The Fundamental Split
Hire purchase and leasing both let you use an asset without paying the full price upfront. The difference is whether you end up owning it.
Hire purchase is a path to ownership. You pay in instalments, and at the end of the agreement the asset is yours. Leasing — finance lease or operating lease — keeps ownership with the provider. You pay for use, not for the asset itself.
That single distinction drives almost every other difference: how the asset sits on the balance sheet, how it is taxed, what happens at term end, and which option makes financial sense for a given business.
How Hire Purchase Works
The finance provider buys the asset from the supplier and hires it to your business. You pay a deposit, then fixed monthly instalments over two to five years. When the final instalment clears — sometimes plus a nominal option-to-purchase fee — ownership transfers to you.

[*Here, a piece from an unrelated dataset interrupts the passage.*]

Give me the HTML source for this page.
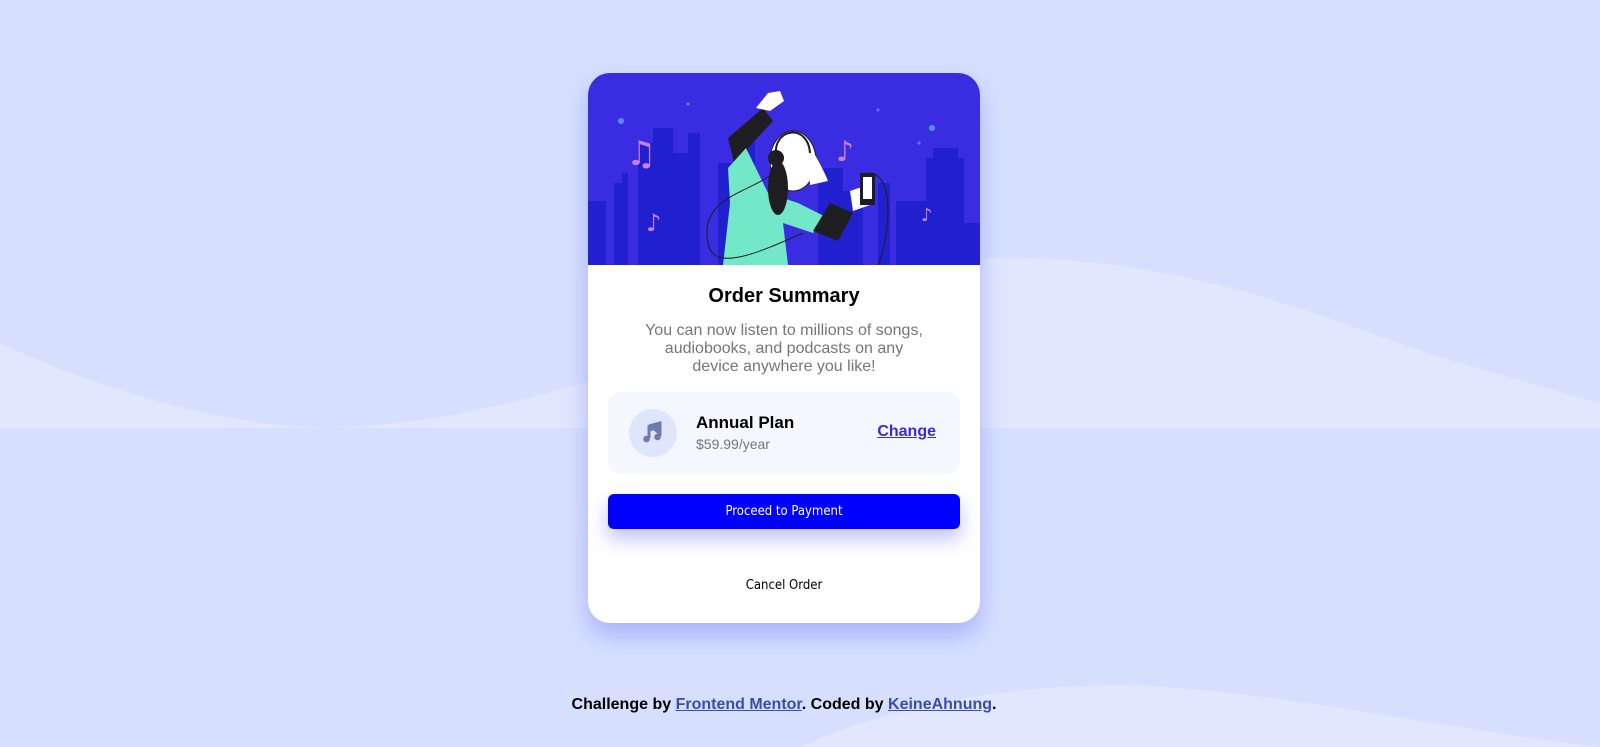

The asset sits on your balance sheet from day one. You can claim capital allowances, including the annual investment allowance in many cases. The interest portion of each payment is deductible as a finance cost. Once settled, the asset is yours to sell, refinance, or keep running.
How Finance Leasing Works
A finance lease covers most of the asset’s useful economic life. Monthly payments recover the full cost plus interest — similar in shape to hire purchase — but ownership stays with the lessor throughout.
At the end of the primary term, you enter a secondary rental period, sell the asset on the lessor’s behalf for a rebate, or hand it back. The asset still appears on your balance sheet under IFRS 16 and FRS 102 as a right-of-use asset and lease liability. Capital allowances are available to the lessee, because you carry the economic risk.
How Operating Leasing Works
An operating lease covers only part of the asset’s useful life. Payments are lower because the lender keeps the residual value at term end. You use the asset for the lease period, then return it. There is no ownership transfer and no option to buy.
Under IFRS 16, operating lease assets now appear on the balance sheet for most businesses. Older UK GAAP and FRS 105 for smaller companies allow more flexibility. The traditional off-balance-sheet treatment is no longer the default. Confirm the accounting treatment with your accountant before assuming it.
End-of-Term Outcomes Compared
Hire purchase: you own the asset. No further obligations, no return, no wear-and-tear charges. Keep it in service, sell it, or refinance it.
Finance lease: you do not own the asset, but you have working options — secondary rental at peppercorn rates, a sale-proceeds rebate, or return. The residual value, whatever it turns out to be, belongs to the lessor.
Operating lease: you return the asset in an agreed condition. Use it beyond the agreed wear-and-tear limits and charges follow. The lender keeps the residual. You start again.
Monthly Cost Comparison
For the same asset, operating lease payments are usually the lowest. You are not paying for the full asset cost — the lender keeps the residual value and prices that into the calculation. Finance lease and hire purchase payments sit closer together, both recovering full cost plus a financing margin.
The total cost picture is different. Hire purchase payments end and you own the asset. Lease payments keep running unless you exit or refresh. A business that holds an asset for ten years on rolling leases will pay more in total than one that bought through hire purchase and ran the asset outright for the back half of that period.
Which to Use
Hire purchase fits when you want to own the asset at the end, the asset has a long life beyond the finance term, and the capital allowances make the tax position attractive. Vehicles, plant, and machinery held for seven to ten years are natural candidates.
Finance lease fits when you want options at term end rather than automatic ownership, or when the lender prices a lease more competitively than hire purchase on a specific asset. The end-of-term flexibility has real value when you are not certain you want to hold the asset long term.
Operating lease fits when you want to keep assets current, push residual value risk to the lender, and keep monthly payments lower. Fleet, IT, and equipment with fast refresh cycles suit it well.
The cost per month is lower; the total cost of continuous use is higher. Decide which measure matters most to your business before choosing.
How We Checked This
Hire purchase and leasing structures reflect current UK asset finance market practice as of April 2026, consistent with Finance & Leasing Association (FLA) definitions. Balance sheet treatment follows IFRS 16 and FRS 102. Capital allowance treatment follows HMRC guidance.
Tax and accounting rules here are general guidance. Verify the position with a qualified accountant before applying it to your specific circumstances.